Thanks for the reply! I tested the branch and it worked out of the box! I'm leaving my setup here as a reference.

My setup

  • WSL2 Ubuntu 22.04.2 LTS
  • python 3.10.13
  • cudatoolkit 11.8.0
  • diffrax 0.5.0
  • flax 0.8.1
  • jax/jaxlib 0.4.25
  • numpy 1.23.5
  • optax 0.1.9
  • tensorflow 2.12.1
  • tensorflow-probability 0.20.0

Small notes for the demo notebook

  1. I know you mentioned it in README but it'll be more straight forward if there's a reminder in denoising.ipynb and interferometry,ipynb for people to download the checkpoints from Box. Otherwise the initialization reading a non-existent path to the checkpoint would only throw a 'NoneType' object is not a mapping error that is a bit confusing.
  2. I wasn't aware of the resource requirement until denoising.ipynb threw me an OOM error. I have an NVIDIA Quadro P5000 GPU with 16GB RAM that I thought was moderate, but I wonder if it makes sense to have a smaller DPI model as a demo so that people with less resource could at least test it out.
  3. The DPI optimization part in denoising.ipynb says it only took 0.2 sec / step when you executed it and I was shocked. It took 10 min for the 1 step and then drops to 5 sec / step on my machine. Does it just get faster with more steps (I gave up after 2000 steps), or you're using some powerful hardward, or some of my softward acceleraiton like XLA isn't properly working (I did get some xla/slow_operation_alarm in the denoising notebook)?

Thank you for trying it out and confirming!

Good points! I made a commit that notes the Box link in interferometry.ipynb and denoising.ipynb and notes the computational cost in denoising.ipynb.

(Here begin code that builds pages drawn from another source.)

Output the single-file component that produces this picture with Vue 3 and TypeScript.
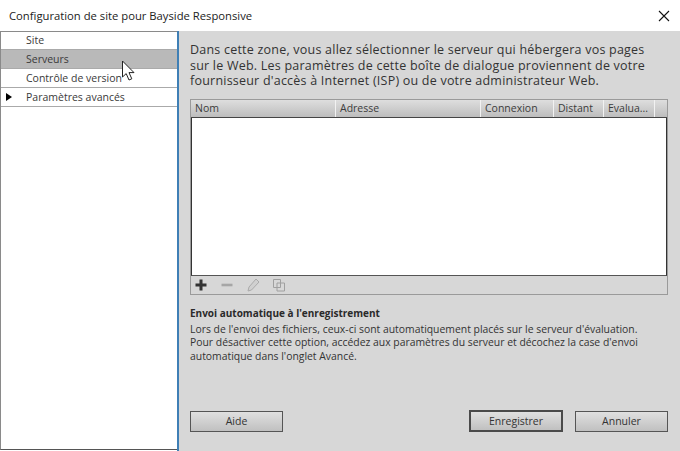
<script setup lang="ts">
interface SideItem {
  label: string;
  selected?: boolean;
  arrow?: boolean;
}

interface Column {
  label: string;
  width: number;
}

const items: SideItem[] = [
  { label: 'Site' },
  { label: 'Serveurs', selected: true },
  { label: 'Contrôle de version' },
  { label: 'Paramètres avancés', arrow: true },
];

const columns: Column[] = [
  { label: 'Nom', width: 145 },
  { label: 'Adresse', width: 145 },
  { label: 'Connexion', width: 73 },
  { label: 'Distant', width: 50 },
  { label: 'Evalua...', width: 51 },
];
</script>

<template>
  <div class="dialog">
    <header class="titlebar">
      <span class="title">Configuration de site pour Bayside Responsive</span>
      <svg class="close" width="12" height="12" viewBox="0 0 12 12">
        <path d="M1 1L11 11M11 1L1 11" stroke="#111" stroke-width="1.1" fill="none" />
      </svg>
    </header>

    <div class="body">
      <aside class="side">
        <div
          v-for="item in items"
          :key="item.label"
          class="side-row"
          :class="{ 'side-row--selected': item.selected }"
        >
          <span v-if="item.arrow" class="arrow" />
          {{ item.label }}
        </div>
        <svg class="cursor" width="16" height="22" viewBox="0 0 16 22">
          <path
            d="M1.5 1V17L5.2 13.6L8 20L10.8 18.8L8 12.6H13Z"
            fill="#fff"
            stroke="#222"
            stroke-width="1"
            stroke-linejoin="round"
          />
        </svg>
      </aside>

      <main class="panel">
        <p class="intro">
          Dans cette zone, vous allez sélectionner le serveur qui hébergera vos pages<br />
          sur le Web. Les paramètres de cette boîte de dialogue proviennent de votre<br />
          fournisseur d'accès à Internet (ISP) ou de votre administrateur Web.
        </p>

        <section class="table">
          <div class="thead">
            <div
              v-for="col in columns"
              :key="col.label"
              class="th"
              :style="{ width: col.width + 'px' }"
            >
              {{ col.label }}
            </div>
          </div>
          <div class="tbody" />
          <div class="tools">
            <svg width="14" height="14" viewBox="0 0 14 14">
              <path d="M7 1.5V12.5M1.5 7H12.5" stroke="#333" stroke-width="3" fill="none" />
            </svg>
            <svg width="14" height="14" viewBox="0 0 14 14">
              <path d="M1.5 7H12.5" stroke="#a6a6a6" stroke-width="2.6" fill="none" />
            </svg>
            <svg width="14" height="14" viewBox="0 0 14 14">
              <path
                d="M10 1L13 4L5.5 12L2 13L3 9Z"
                fill="#d0d0d0"
                stroke="#aaa"
                stroke-width="1"
              />
            </svg>
            <svg width="14" height="14" viewBox="0 0 14 14">
              <path
                d="M1.5 1.5H8.5V9.5H1.5Z M5 5H12.5V13H5Z"
                fill="#d8d8d8"
                stroke="#a0a0a0"
                stroke-width="1"
              />
            </svg>
          </div>
        </section>

        <h2 class="heading">Envoi automatique à l'enregistrement</h2>
        <p class="note">
          Lors de l'envoi des fichiers, ceux-ci sont automatiquement placés sur le serveur d'évaluation.<br />
          Pour désactiver cette option, accédez aux paramètres du serveur et décochez la case d'envoi<br />
          automatique dans l'onglet Avancé.
        </p>

        <footer class="actions">
          <button class="btn">Aide</button>
          <span class="spacer" />
          <button class="btn btn--default">Enregistrer</button>
          <button class="btn">Annuler</button>
        </footer>
      </main>
    </div>
  </div>
</template>

<style>
html,
body {
  margin: 0;
  background: #fff;
}
</style>

<style scoped>
.dialog {
  width: 680px;
  height: 451px;
  display: flex;
  flex-direction: column;
  overflow: hidden;
  font-family: "Open Sans", "Noto Sans", sans-serif;
  color: #333;
  background: #fff;
}
.titlebar {
  height: 31px;
  flex: none;
  display: flex;
  align-items: center;
  justify-content: space-between;
  padding: 0 9px;
  box-sizing: border-box;
}
.title {
  font-size: 11.25px;
  color: #222;
}
.close {
  margin-right: 1px;
}
.body {
  flex: 1;
  display: flex;
  min-height: 0;
}
.side {
  position: relative;
  width: 176px;
  flex: none;
  margin-bottom: 1px;
  background: #fff;
  border-top: 1px solid #8a8a8a;
  border-left: 1px solid #8a8a8a;
  border-bottom: 1px solid #555;
}
.side-row {
  position: relative;
  height: 19px;
  padding-left: 25px;
  font-size: 10.5px;
  line-height: 18px;
  color: #3a3a3a;
  border-bottom: 1px solid #aaa;
  white-space: nowrap;
  box-sizing: border-box;
}
.side-row:first-child {
  height: 18px;
  line-height: 17px;
}
.side-row--selected {
  background: #b9b9b9;
}
.arrow {
  position: absolute;
  left: 5px;
  top: 5px;
  border-left: 6px solid #000;
  border-top: 4px solid transparent;
  border-bottom: 4px solid transparent;
}
.cursor {
  position: absolute;
  left: 120px;
  top: 28px;
}
.panel {
  flex: 1;
  min-width: 0;
  display: flex;
  flex-direction: column;
  background: #d7d7d7;
  border-left: 2px solid #3f7fb5;
  padding: 11px 12px 19px 11px;
  box-sizing: border-box;
}
.intro {
  margin: 0 0 10px;
  font-size: 12.5px;
  line-height: 15.5px;
  letter-spacing: 0.22px;
  color: #333;
  white-space: nowrap;
}
.table {
  height: 196px;
  flex: none;
  display: flex;
  flex-direction: column;
  border: 1px solid #9a9a9a;
  box-sizing: border-box;
}
.thead {
  height: 18px;
  flex: none;
  display: flex;
  background: linear-gradient(#dedede, #bdbdbd);
  border-bottom: 1px solid #444;
  box-sizing: border-box;
}
.th {
  flex: none;
  box-sizing: border-box;
  padding-left: 4px;
  font-size: 10.5px;
  line-height: 17px;
  color: #3c3c3c;
  border-right: 1px solid #f2f2f2;
  white-space: nowrap;
}
.tbody {
  flex: 1;
  background: #fff;
  border-left: 1px solid #333;
  border-right: 1px solid #333;
  border-bottom: 1px solid #555;
}
.tools {
  height: 18px;
  flex: none;
  display: flex;
  align-items: center;
  gap: 12px;
  padding-left: 3px;
  background: #d7d7d7;
}
.heading {
  margin: 11px 0 0;
  font-size: 10px;
  line-height: 15px;
  font-weight: 700;
  color: #2a2a2a;
}
.note {
  margin: 2px 0 0;
  font-size: 10.4px;
  line-height: 13.5px;
  color: #333;
  white-space: nowrap;
}
.actions {
  margin-top: auto;
  display: flex;
  align-items: center;
  gap: 12px;
}
.spacer {
  flex: 1;
}
.btn {
  width: 93px;
  height: 21px;
  padding: 0;
  box-sizing: border-box;
  font-family: inherit;
  font-size: 10.5px;
  color: #333;
  background: linear-gradient(#e0e0e0, #c0c0c0);
  border: 1px solid #555;
}
.btn--default {
  width: 94px;
  height: 22px;
  border: 2px solid #4a4a4a;
}
</style>
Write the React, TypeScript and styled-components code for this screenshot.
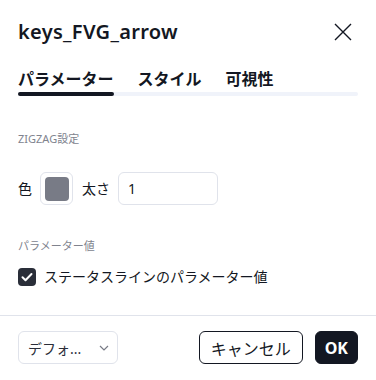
import { createGlobalStyle } from 'styled-components';
import styled from 'styled-components';

const GlobalStyle = createGlobalStyle`
  html, body {
    margin: 0;
    padding: 0;
    background: #fff;
  }
  body {
    font-family: "Noto Sans", "Noto Sans CJK JP", sans-serif;
    color: #131722;
  }
`;

const Dialog = styled.div`
  width: 376px;
  height: 380px;
  background: #fff;
  display: flex;
  flex-direction: column;
  box-sizing: border-box;
`;

const Header = styled.div`
  display: flex;
  justify-content: space-between;
  align-items: center;
  padding: 20px 23px 0 18px;
`;

const Title = styled.h2`
  margin: 0;
  font-size: 20px;
  line-height: 24px;
  font-weight: 600;
  letter-spacing: 0.3px;
  color: #131722;
`;

const CloseButton = styled.button`
  display: flex;
  align-items: center;
  justify-content: center;
  width: 20px;
  height: 20px;
  padding: 0;
  border: none;
  background: none;
  color: #131722;
  cursor: pointer;
`;

const Tabs = styled.div`
  padding: 0 18px;
  margin-top: 24px;
`;

const TabRow = styled.div`
  display: flex;
  gap: 24px;
`;

const Tab = styled.button<{ $active?: boolean }>`
  padding: 0;
  border: none;
  background: none;
  font-family: inherit;
  font-size: 16px;
  line-height: 22px;
  font-weight: 700;
  color: #131722;
  cursor: pointer;
`;

const Track = styled.div`
  margin-top: 2px;
  height: 4px;
  border-radius: 2px;
  background: #f0f3fa;
`;

const Indicator = styled.div<{ $width: number }>`
  width: ${(p) => p.$width}px;
  height: 4px;
  border-radius: 2px;
  background: #131722;
`;

const Body = styled.div`
  padding: 0 18px;
  flex: 1;
  display: flex;
  flex-direction: column;
`;

const SectionLabel = styled.div<{ $top: number }>`
  margin-top: ${(p) => p.$top}px;
  font-size: 11px;
  line-height: 16px;
  color: #80838e;
`;

const FieldRow = styled.div`
  margin-top: 25px;
  display: flex;
  align-items: center;
  height: 33px;
`;

const FieldLabel = styled.span`
  font-size: 14px;
  line-height: 20px;
  color: #131722;
  margin-right: 8px;
`;

const SwatchButton = styled.button`
  width: 33px;
  height: 33px;
  box-sizing: border-box;
  border: 1px solid #e0e3eb;
  border-radius: 6px;
  background: #fff;
  padding: 0;
  display: flex;
  align-items: center;
  justify-content: center;
  margin-right: 9px;
`;

const Swatch = styled.span<{ $color: string }>`
  width: 24px;
  height: 24px;
  border-radius: 4px;
  background: ${(p) => p.$color};
`;

const NumberInput = styled.input`
  width: 100px;
  height: 33px;
  box-sizing: border-box;
  border: 1px solid #e0e3eb;
  border-radius: 6px;
  padding: 0 9px;
  font-family: inherit;
  font-size: 14px;
  color: #131722;
  outline: none;
`;

const CheckRow = styled.label`
  margin-top: 14px;
  display: flex;
  align-items: center;
  gap: 8px;
  font-size: 14px;
  line-height: 18px;
  color: #131722;
`;

const CheckBox = styled.span`
  width: 18px;
  height: 18px;
  border-radius: 4px;
  background: #2a2e39;
  display: flex;
  align-items: center;
  justify-content: center;
`;

const Divider = styled.div`
  height: 1px;
  background: #e0e3eb;
`;

const Footer = styled.div`
  display: flex;
  align-items: center;
  padding: 15px 18px 16px;
  gap: 12px;
`;

const Select = styled.button`
  width: 100px;
  height: 33px;
  box-sizing: border-box;
  border: 1px solid #e0e3eb;
  border-radius: 6px;
  background: #fff;
  padding: 0 8px 0 9px;
  display: flex;
  align-items: center;
  justify-content: space-between;
  font-family: inherit;
  font-size: 14px;
  color: #2a2e39;
  margin-right: auto;
`;

const Button = styled.button<{ $primary?: boolean }>`
  height: 33px;
  box-sizing: border-box;
  padding: 0 ${(p) => (p.$primary ? 9 : 11)}px;
  border-radius: 6px;
  border: 1px solid #131722;
  background: ${(p) => (p.$primary ? '#131722' : '#fff')};
  color: ${(p) => (p.$primary ? '#fff' : '#131722')};
  font-family: inherit;
  font-size: 16px;
  font-weight: ${(p) => (p.$primary ? 700 : 400)};
  cursor: pointer;
`;

export default function App() {
  return (
    <>
      <GlobalStyle />
      <Dialog>
        <Header>
          <Title>keys_FVG_arrow</Title>
          <CloseButton aria-label="close">
            <svg width="18" height="18" viewBox="0 0 18 18" fill="none">
              <path d="M1 1l16 16M17 1L1 17" stroke="currentColor" strokeWidth="1.4" />
            </svg>
          </CloseButton>
        </Header>
        <Tabs>
          <TabRow>
            <Tab $active>パラメーター</Tab>
            <Tab>スタイル</Tab>
            <Tab>可視性</Tab>
          </TabRow>
          <Track>
            <Indicator $width={96} />
          </Track>
        </Tabs>
        <Body>
          <SectionLabel $top={35}>ZIGZAG設定</SectionLabel>
          <FieldRow>
            <FieldLabel>色</FieldLabel>
            <SwatchButton>
              <Swatch $color="#787b86" />
            </SwatchButton>
            <FieldLabel>太さ</FieldLabel>
            <NumberInput defaultValue="1" />
          </FieldRow>
          <SectionLabel $top={33}>パラメーター値</SectionLabel>
          <CheckRow>
            <CheckBox>
              <svg width="12" height="10" viewBox="0 0 12 10" fill="none">
                <path d="M1.5 5.2l3 3L10.5 2" stroke="#fff" strokeWidth="2" strokeLinecap="round" strokeLinejoin="round" />
              </svg>
            </CheckBox>
            ステータスラインのパラメーター値
          </CheckRow>
        </Body>
        <Divider />
        <Footer>
          <Select>
            <span>デフォ...</span>
            <svg width="10" height="6" viewBox="0 0 10 6" fill="none">
              <path d="M1 1l4 4 4-4" stroke="#787b86" strokeWidth="1.2" />
            </svg>
          </Select>
          <Button>キャンセル</Button>
          <Button $primary>OK</Button>
        </Footer>
      </Dialog>
    </>
  );
}
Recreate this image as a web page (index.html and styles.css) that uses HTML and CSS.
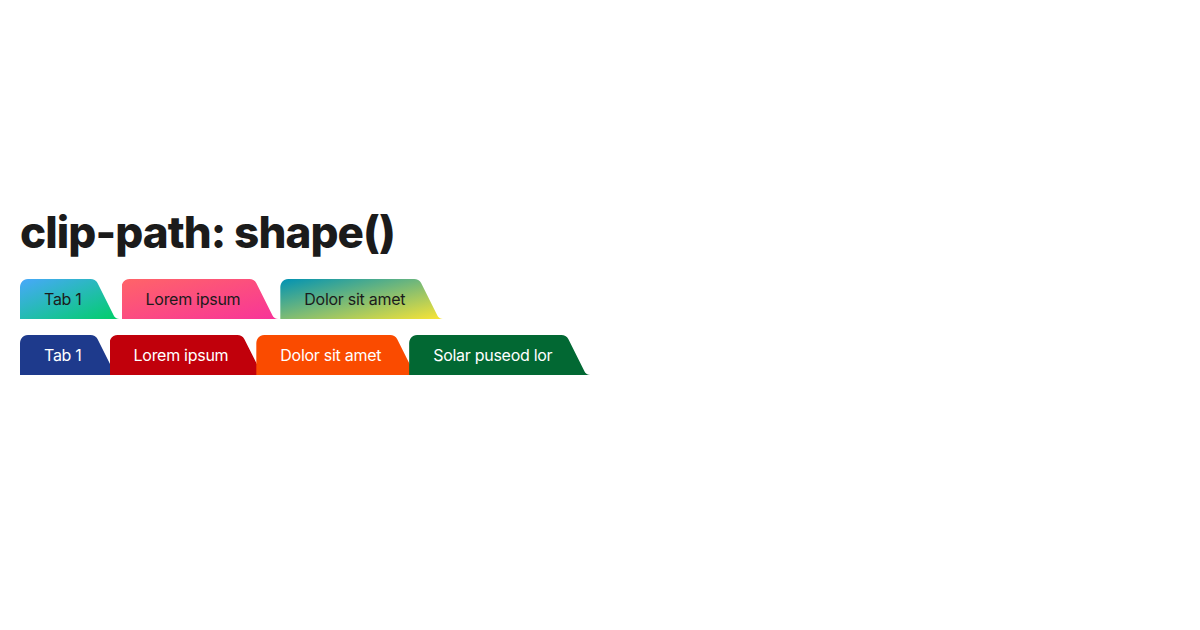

I recommend starting with interferometry.ipynb (or setting config.optim.prior = 'dsm' in denoising.ipynb), as that uses the much faster ELBO surrogate. The first step of DPI optimization always takes longer because it involves JIT compilation. Subsequent steps after JIT compilation should be relatively faster. For denoising.ipynb, I also found that the first step took maybe 10 minutes, and the subsequent steps took about 1 min/step. It's very possible that time would go up for different hardware.